## [Set task]
Scan the material and copy every line in which "this" appears.

## [Information shown]
# # #

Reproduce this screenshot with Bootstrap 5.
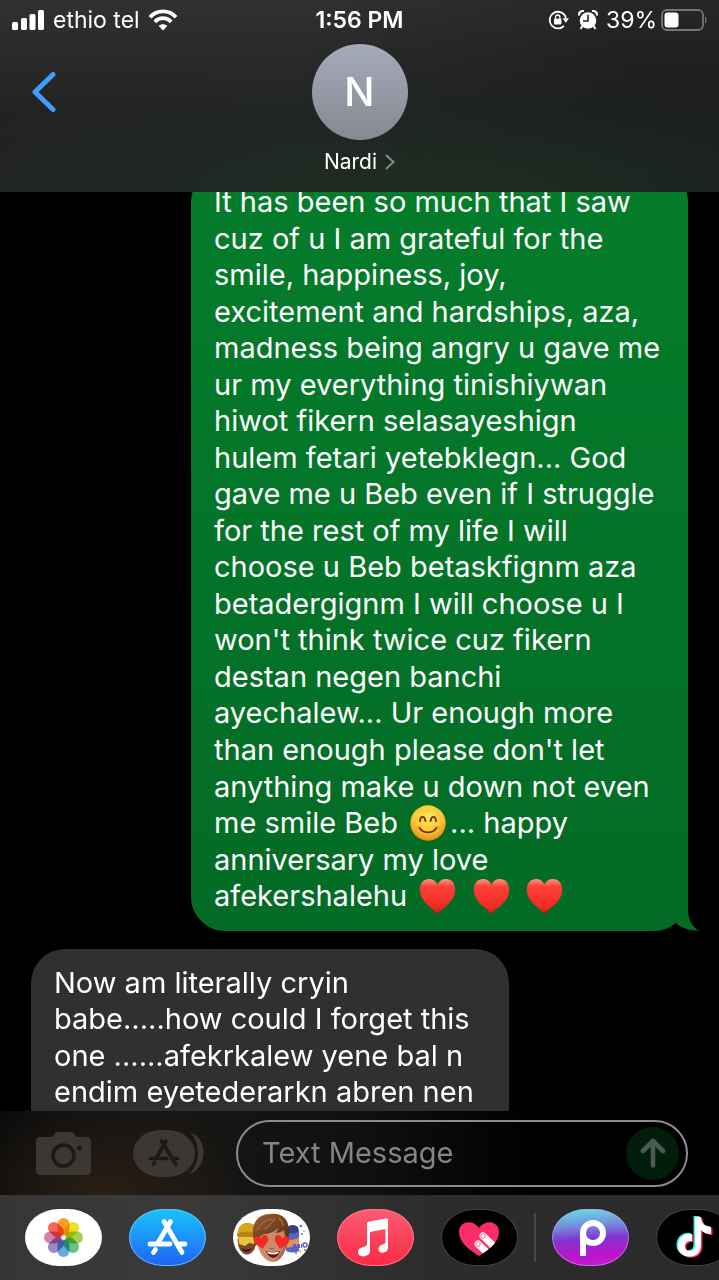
<!DOCTYPE html>
<html lang="en">
<head>
<meta charset="utf-8">
<meta name="viewport" content="width=device-width, initial-scale=1">
<title>Nardi – Messages</title>
<link href="https://cdn.jsdelivr.net/npm/bootstrap@5.3.0/dist/css/bootstrap.min.css" rel="stylesheet">
<style>
  body { background: #000; color: #fff; font-family: Inter, "Liberation Sans", sans-serif; }
  svg { display: block; flex: none; }
  .top-panel {
    height: 192px;
    background:
      radial-gradient(ellipse 75% 70% at 62% 100%, rgba(31, 46, 36, .9), rgba(31, 46, 36, 0)),
      linear-gradient(100deg, rgba(0, 0, 0, 0) 40%, rgba(0, 0, 0, .22) 85%),
      linear-gradient(#313131, #222 60%, #202221);
  }
  .status { height: 40px; font-size: 23px; line-height: 24px; }
  .status-side { flex: 1 1 0; }
  .status-time { font-weight: 600; }
  .back { width: 88px; height: 96px; padding: 0 0 0 31px; }
  .avatar { width: 96px; height: 96px; font-size: 40px; font-weight: 500; background: linear-gradient(#a5abb9, #868892); }
  .contact { font-size: 21px; line-height: 28px; }
  .chat { min-height: 0; }
  .bubble { font-size: 29px; line-height: 1.26; padding: 16px 23px; white-space: nowrap; }
  .bubble-sent { width: 497px; margin: -24px 31px 18px 0; border-radius: 34px; background: linear-gradient(#047d2b, #036b25); }
  .bubble-received { width: 478px; margin-left: 31px; border-radius: 34px 34px 0 0; background: #303032; }
  .tail { right: -12px; bottom: 0; }
  .emoji { display: inline-block; vertical-align: middle; margin: -6px 0 -2px; }
  .composer {
    height: 84px; padding: 0 31px 0 36px;
    background: radial-gradient(ellipse 150px 110px at 100px 90px, #2a1f15, rgba(30, 24, 18, 0)),
      linear-gradient(90deg, #0b0b0b, #171614 25%, #101010 50%, #000 75%);
  }
  .tool-gap { margin-right: 41px; }
  .entry { height: 67px; margin-left: 32px; border: 2px solid #8c8c8e; border-radius: 34px; padding: 0 7px 0 24px; }
  .entry input { font-size: 29px; line-height: 36px; color: #fff; }
  .entry input::placeholder { color: #858588; opacity: 1; }
  .entry input:focus { outline: 0; }
  .send { width: 53px; height: 53px; background: #021d0b; color: #626563; }
  .drawer { height: 85px; padding-left: 25px; gap: 27px; background: linear-gradient(90deg, #363636, #3a3a3a 25%, #2c2c2c 60%, #2b2b2b); }
  .app-pill { width: 77px; height: 57px; border-radius: 44% / 50%; flex: none; }
  .dark-pill { background: #000; border: 1px solid #424242 !important; }
  .rule { width: 2px; height: 49px; margin: 0 -11px; background: #484848; flex: none; }
  .petals rect { mix-blend-mode: multiply; }
  .petals { isolation: isolate; }
</style>
</head>
<body>
<div class="vh-100 d-flex flex-column overflow-hidden">

  <header class="top-panel flex-shrink-0">
    <div class="status d-flex align-items-center">
      <div class="status-side d-flex align-items-center ps-2">
        <svg class="ms-1" width="33" height="20" viewBox="0 0 33 20" fill="#fff" aria-label="Signal"><rect y="12" width="6" height="8" rx="1.5"/><rect x="9" y="8" width="6" height="12" rx="1.5"/><rect x="17.500" y="4" width="6" height="16" rx="1.500"/><rect x="26" width="6" height="20" rx="1.500"/></svg>
        <span class="ms-2">ethio tel</span>
        <svg class="ms-2" width="30" height="22" viewBox="0 0 30 22" aria-label="Wi-Fi"><g fill="none" stroke="#fff" stroke-width="3.800"><path d="M2 8.200C9 .5 21 .5 28 8.200"/><path d="M6.800 12.800C11.500 8 18.500 8 23.200 12.800"/></g><path fill="#fff" d="M15 21.500l-4.300-4.600c2.200-2.300 6.400-2.300 8.600 0z"/></svg>
      </div>
      <div class="status-time">1:56 PM</div>
      <div class="status-side d-flex align-items-center justify-content-end pe-2">
        <svg width="22" height="20" viewBox="0 0 22 20" aria-label="Rotation lock"><path d="M16.300 4.600A8.300 8.300 0 1 0 16 15.800M16.300 4.600a8 8 0 0 1 1.600 4" fill="none" stroke="#fff" stroke-width="1.800"/><path d="M14.500 8.200h6.500l-3.200 4.600z" fill="#fff"/><rect x="6" y="8.800" width="7.400" height="5.800" rx="1" fill="#fff"/><path d="M7.500 9V7.200a2.200 2.200 0 0 1 4.400 0V9" fill="none" stroke="#fff" stroke-width="1.400"/></svg>
        <svg class="mx-2" width="20" height="20" viewBox="0 0 20 20" aria-label="Alarm"><circle cx="10" cy="10.500" r="8.300" fill="#fff"/><path d="M1 5.500A4 4 0 0 1 6 1M19 5.500A4 4 0 0 0 14 1" fill="none" stroke="#fff" stroke-width="2.200"/><path d="M4.500 16l-2 2.800M15.500 16l2 2.800" stroke="#fff" stroke-width="2"/><path d="M10 4.800V11H5" fill="none" stroke="#222" stroke-width="1.600"/></svg>
        <span>39%</span>
        <svg class="ms-1 me-1" width="46" height="22" viewBox="0 0 46 22" aria-label="Battery"><rect x="1" y="1" width="41" height="20" rx="5" fill="none" stroke="#757575" stroke-width="1.800"/><rect x="3.500" y="3.500" width="14" height="15" rx="3" fill="#fff"/><path d="M44 7.500c2 1 2 6 0 7z" fill="#757575"/></svg>
      </div>
    </div>
    <div class="d-flex align-items-center mt-1">
      <div class="status-side">
        <button type="button" class="back btn border-0 d-block" aria-label="Back"><svg width="27" height="42" viewBox="0 0 27 42"><path d="M22 3.500L4 21l18 17.500" fill="none" stroke="#409cff" stroke-width="5" stroke-linecap="round" stroke-linejoin="round"/></svg></button>
      </div>
      <div class="avatar rounded-circle d-flex align-items-center justify-content-center">N</div>
      <div class="status-side"></div>
    </div>
    <div class="d-flex justify-content-center mt-2">
      <a href="#contact" class="contact d-flex align-items-center text-white text-decoration-none">Nardi
        <svg class="ms-2" width="10" height="16" viewBox="0 0 10 16"><path d="M1.500 1.500L8.500 8l-7 6.500" fill="none" stroke="#85898a" stroke-width="2" stroke-linecap="round"/></svg></a>
    </div>
  </header>

  <main class="chat flex-grow-1 d-flex flex-column align-items-start overflow-hidden">
    <div class="bubble bubble-sent position-relative align-self-end flex-shrink-0">
      It has been so much that I saw<br>cuz of u I am grateful for the<br>smile, happiness, joy,<br>excitement and hardships, aza,<br>madness being angry u gave me<br>ur my everything tinishiywan<br>hiwot fikern selasayeshign<br>hulem fetari yetebklegn... God<br>gave me u Beb even if I struggle<br>for the rest of my life I will<br>choose u Beb betaskfignm aza<br>betadergignm I will choose u I<br>won't think twice cuz fikern<br>destan negen banchi<br>ayechalew... Ur enough more<br>than enough please don't let<br>anything make u down not even<br>me smile Beb
      <svg class="emoji ms-1 me-1" width="36" height="36" viewBox="0 0 36 36" role="img" aria-label="Smiling face"><defs><radialGradient id="face" cx=".5" cy=".35" r=".65"><stop offset="0" stop-color="#ffe95a"/><stop offset=".6" stop-color="#fdc634"/><stop offset="1" stop-color="#ee8a16"/></radialGradient></defs><circle cx="18" cy="18" r="17.700" fill="url(#face)"/><path d="M5 24c1-5 6-5 7 0zM24 24c1-5 6-5 7 0z" fill="#f5812a" opacity=".35"/><g fill="none" stroke="#68380c" stroke-width="1.900" stroke-linecap="round"><path d="M10 16c.5-5.500 4.500-5.500 5.500 0M20.500 16c1-5.500 5-5.500 5.500 0M9.500 23c4 5.800 13 5.800 17 0"/></g></svg>... happy<br>anniversary my love<br>afekershalehu
      <svg class="emoji ms-1" width="37" height="37" viewBox="0 0 37 37" role="img" aria-label="Red heart"><defs><linearGradient id="red" x2="0" y2="1"><stop offset="0" stop-color="#ff9585"/><stop offset=".22" stop-color="#fc4038"/><stop offset=".8" stop-color="#f02a22"/><stop offset="1" stop-color="#c8150f"/></linearGradient><path id="heart" d="M18.500 36.500C15 30 .8 25 .8 11.500.8 5 5 1 10 1c4 0 7 2 8.500 5.500C20 3 23 1 27 1c5 0 9.200 4 9.200 10.500C36.200 25 22 30 18.500 36.500z"/></defs><use href="#heart" fill="url(#red)"/></svg>&nbsp;
      <svg class="emoji" width="37" height="37" viewBox="0 0 37 37" role="img" aria-label="Red heart"><use href="#heart" fill="url(#red)"/></svg>&nbsp;
      <svg class="emoji" width="37" height="37" viewBox="0 0 37 37" role="img" aria-label="Red heart"><use href="#heart" fill="url(#red)"/></svg>
      <svg class="tail position-absolute" width="32" height="35" viewBox="0 0 32 35"><path d="M20 0V13C20 23 24 31 31 34.500 22 35 13 32 8 27z" fill="#036b25"/></svg>
    </div>
    <div class="bubble bubble-received flex-shrink-0">Now am literally cryin<br>babe.....how could I forget this<br>one ......afekrkalew yene bal n<br>endim eyetederarkn abren nen</div>
  </main>

  <form class="composer d-flex align-items-center flex-shrink-0">
    <button type="button" class="btn p-0 border-0 tool-gap" aria-label="Camera"><svg width="56" height="46" viewBox="0 0 56 46"><path d="M5 7h10c3 0 3-5 7-5h13c4 0 4 5 7 5h8q5 0 5 5v28q0 5-5 5H5q-5 0-5-5V12q0-5 5-5z" fill="#3b3733"/><circle cx="27.500" cy="25.500" r="10.500" fill="none" stroke="#1d1915" stroke-width="3.600"/><circle cx="43.500" cy="18" r="2.600" fill="#1d1915"/></svg></button>
    <button type="button" class="btn p-0 border-0" aria-label="Apps"><svg width="71" height="47" viewBox="0 0 71 47"><path d="M58 3C75 8 75 39 56 44 68 33 67 14 58 3z" fill="#3b3733"/><rect width="62" height="47" rx="27" ry="23.500" fill="#3b3733"/><g fill="none" stroke="#1d1a17" stroke-width="3.600" stroke-linecap="round"><path d="M33 11L23.500 27.500M28.500 11L43 34.500M17.500 28.500H34M41 28.500h3.500M21.500 32.500L20.500 34"/></g></svg></button>
    <div class="entry d-flex align-items-center flex-grow-1">
      <input type="text" class="flex-grow-1 w-100 bg-transparent border-0 p-0" placeholder="Text Message" aria-label="Text Message">
      <button type="submit" class="send btn border-0 rounded-circle p-0 d-flex align-items-center justify-content-center flex-shrink-0" aria-label="Send"><svg width="26" height="30" viewBox="0 0 26 30"><path d="M13 27.500V4M3 13L13 3l10 10" fill="none" stroke="#4c5a50" stroke-width="4.600" stroke-linecap="round" stroke-linejoin="round"/></svg></button>
    </div>
  </form>

  <nav class="drawer d-flex align-items-center flex-shrink-0 overflow-hidden" aria-label="Message apps">
    <button type="button" class="app-pill btn border-0 p-0 overflow-hidden bg-white" aria-label="Photos">
      <svg width="77" height="57" viewBox="0 0 77 57"><g class="petals" transform="translate(38.500 28.500)"><rect x="-6" y="-19.500" width="12" height="17.500" rx="6" fill="#fba026"/><rect x="-6" y="-19.500" width="12" height="17.500" rx="6" fill="#eedf20" transform="rotate(45)"/><rect x="-6" y="-19.500" width="12" height="17.500" rx="6" fill="#a5d052" transform="rotate(90)"/><rect x="-6" y="-19.500" width="12" height="17.500" rx="6" fill="#66c28b" transform="rotate(135)"/><rect x="-6" y="-19.500" width="12" height="17.500" rx="6" fill="#65a9e0" transform="rotate(180)"/><rect x="-6" y="-19.500" width="12" height="17.500" rx="6" fill="#a087c5" transform="rotate(225)"/><rect x="-6" y="-19.500" width="12" height="17.500" rx="6" fill="#d382b0" transform="rotate(270)"/><rect x="-6" y="-19.500" width="12" height="17.500" rx="6" fill="#f96857" transform="rotate(315)"/></g></svg>
    </button>
    <button type="button" class="app-pill btn border-0 p-0 overflow-hidden" aria-label="App Store">
      <svg width="77" height="57" viewBox="0 0 77 57"><defs><linearGradient id="store" x2="0" y2="1"><stop offset="0" stop-color="#19c4fb"/><stop offset="1" stop-color="#1f63f3"/></linearGradient></defs><rect width="77" height="57" fill="url(#store)"/><rect x=".5" y=".5" width="76" height="56" rx="34" ry="28" fill="none" stroke="#7bb9fb"/><g fill="none" stroke="#fff" stroke-width="4.800" stroke-linecap="round"><path d="M41.500 12.500L29.500 33M35 12.500L53 43.500M21 35H41M51 35h5M26.500 40.500L24.500 43.500"/></g></svg>
    </button>
    <button type="button" class="app-pill btn border-0 p-0 overflow-hidden bg-white" aria-label="Memoji">
      <svg width="77" height="57" viewBox="0 0 77 57">
        <defs><linearGradient id="hair" x2="1" y2="1"><stop stop-color="#9b6238"/><stop offset=".5" stop-color="#75451f"/><stop offset="1" stop-color="#51301b"/></linearGradient></defs>
        <ellipse cx="14" cy="31" rx="9.500" ry="14.500" fill="#79482a"/><path d="M4 27c0-17 18-17 22-4v6z" fill="#d9a51c"/><path d="M4 25c5-3 14-3 20 0v3H5z" fill="#b78312"/><path d="M5 28h18l-2 7-5-1-4 3-6-2z" fill="#eec33c"/><path d="M8 39c3 2 8 2 11 0-2 5-8 5-11 0z" fill="#32150e"/>
        <path d="M53 20q8-5 13 0v22q-6 3-13 0z" fill="#5b62c5"/><path d="M54 18q6-4 11 0v5q-6 3-11 0z" fill="#33418d"/><path d="M54 32l12-3v7l-12 3z" fill="#dc9551"/><circle cx="72" cy="36" r="2" fill="none" stroke="#6358d5" stroke-width="1.500"/><path d="M60 37h9" stroke="#6358d5" stroke-width="4" stroke-dasharray="3 1"/><g fill="#3a83e8"><circle cx="68" cy="17" r="1.300"/><circle cx="69" cy="25" r="1"/><circle cx="63" cy="44" r="1"/><circle cx="72" cy="41" r="1"/></g><g fill="#efc735"><circle cx="71" cy="22" r="1"/><circle cx="67" cy="42" r="1.300"/></g>
        <path d="M23 24c2-10 29-10 31 0 1 13-4 29-14 29S23 39 23 24z" fill="#cd8a67"/><path d="M50 20c3 10 0 24-8 32 10-2 14-18 12-30z" fill="#b06b4c"/>
        <path d="M21 32C17 17 23 5 37 5c15-2 22 9 18 27-2-3-3-7-4-11-2 2-5 3-9 3 2-2 3-3 3-5-4 4-9 6-14 6-3 1-6 4-7 8z" fill="url(#hair)"/><path d="M24 21c3-6 8-10 15-11M31 20c5-2 8-6 11-11M50 17c0-3-2-6-4-8" stroke="#aa7044" stroke-width="1.200" fill="none"/>
        <path d="M0 0C-3-4-8-5-9-10c-1-5 6-7 9-2 3-5 10-3 9 2C8-5 3-4 0 0z" transform="translate(30 40) rotate(-12) scale(.8 .9)" fill="#f22b25"/><path d="M0 0C-3-4-8-5-9-10c-1-5 6-7 9-2 3-5 10-3 9 2C8-5 3-4 0 0z" transform="translate(47 40) rotate(12) scale(.8 .9)" fill="#f22b25"/>
        <path d="M37 39q2 2 4 0" stroke="#945238" fill="none"/><path d="M33 42q6 2 14 0c-2 9-11 9-14 0z" fill="#5c1715"/><path d="M34 42.500q6 2 12 0l-1 2q-5 2-10 0z" fill="#fff"/>
      </svg>
    </button>
    <button type="button" class="app-pill btn border-0 p-0 overflow-hidden" aria-label="Music">
      <svg width="77" height="57" viewBox="0 0 77 57"><defs><linearGradient id="music" x2="0" y2="1"><stop stop-color="#fb5c73"/><stop offset="1" stop-color="#fb2a44"/></linearGradient></defs><rect width="77" height="57" fill="url(#music)"/><rect x=".5" y=".5" width="76" height="56" rx="34" ry="28" fill="none" stroke="#fc7f8e"/><path d="M30 14.500q0-1.500 1.500-1.800L49 9.500q2-.3 2 1.500V39c0 5-9.500 7-9.500 1 0-5 7-4 7-7V20L33 23v19c0 6-12 8-12 1 0-6 9-4 9-8z" fill="#fff"/></svg>
    </button>
    <button type="button" class="app-pill dark-pill btn p-0 overflow-hidden" aria-label="Digital Touch">
      <svg width="75" height="55" viewBox="0 0 75 55"><defs><path id="touch" d="M37 46C28 40 17 33 17 22c0-11 14-13 20-4 6-9 20-7 20 4 0 11-11 18-20 24z"/><clipPath id="touch-clip"><use href="#touch"/></clipPath></defs><use href="#touch" fill="#fb2d6b"/><g clip-path="url(#touch-clip)"><path d="M41 26l20 19M36 34l19 18" stroke="#fff" stroke-width="7" stroke-linecap="round"/><path d="M47 38l6-4M43 44l5-4" stroke="#f4b9cc" stroke-width="1"/></g><g fill="#fff" stroke="#fb6c97"><circle cx="41" cy="26" r="2.300"/><circle cx="36" cy="34" r="2.300"/></g></svg>
    </button>
    <div class="rule"></div>
    <button type="button" class="app-pill btn border-0 p-0 overflow-hidden" aria-label="Picsart">
      <svg width="77" height="57" viewBox="0 0 77 57"><defs><linearGradient id="pics" x1=".45" x2=".55" y2="1"><stop stop-color="#66dce5"/><stop offset=".3" stop-color="#7687dc"/><stop offset=".52" stop-color="#8234d0"/><stop offset=".8" stop-color="#ba15cc"/><stop offset="1" stop-color="#c31cce"/></linearGradient></defs><rect width="77" height="57" fill="url(#pics)"/><rect x=".5" y=".5" width="76" height="56" rx="34" ry="28" fill="none" stroke="#b6a5e3" stroke-opacity=".7"/><g fill="none" stroke="#fff" stroke-width="6"><circle cx="41" cy="24" r="10"/><path d="M31 24v23"/></g></svg>
    </button>
    <button type="button" class="app-pill dark-pill btn p-0 overflow-hidden" aria-label="TikTok">
      <svg width="75" height="55" viewBox="0 0 75 55"><defs><path id="tok" d="M38 7h6c0 6 4 10 10 10v7c-4 0-7-1-10-4v15c0 16-23 15-23 1 0-8 6-13 14-12v7c-9-1-9 10-2 10 4 0 5-3 5-6z"/></defs><use href="#tok" x="-1.500" y="-1" fill="#35eee5"/><use href="#tok" x="1.500" y="1" fill="#f62b58"/><use href="#tok" fill="#fff"/></svg>
    </button>
  </nav>
</div>
<script src="https://cdn.jsdelivr.net/npm/bootstrap@5.3.0/dist/js/bootstrap.bundle.min.js"></script>
</body>
</html>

# # #

## [Exercise solution]
Reproduce this screenshot with Bootstrap 5.
    <div class="bubble bubble-received flex-shrink-0">Now am literally cryin<br>babe.....how could I forget this<br>one ......afekrkalew yene bal n<br>endim eyetederarkn abren nen</div>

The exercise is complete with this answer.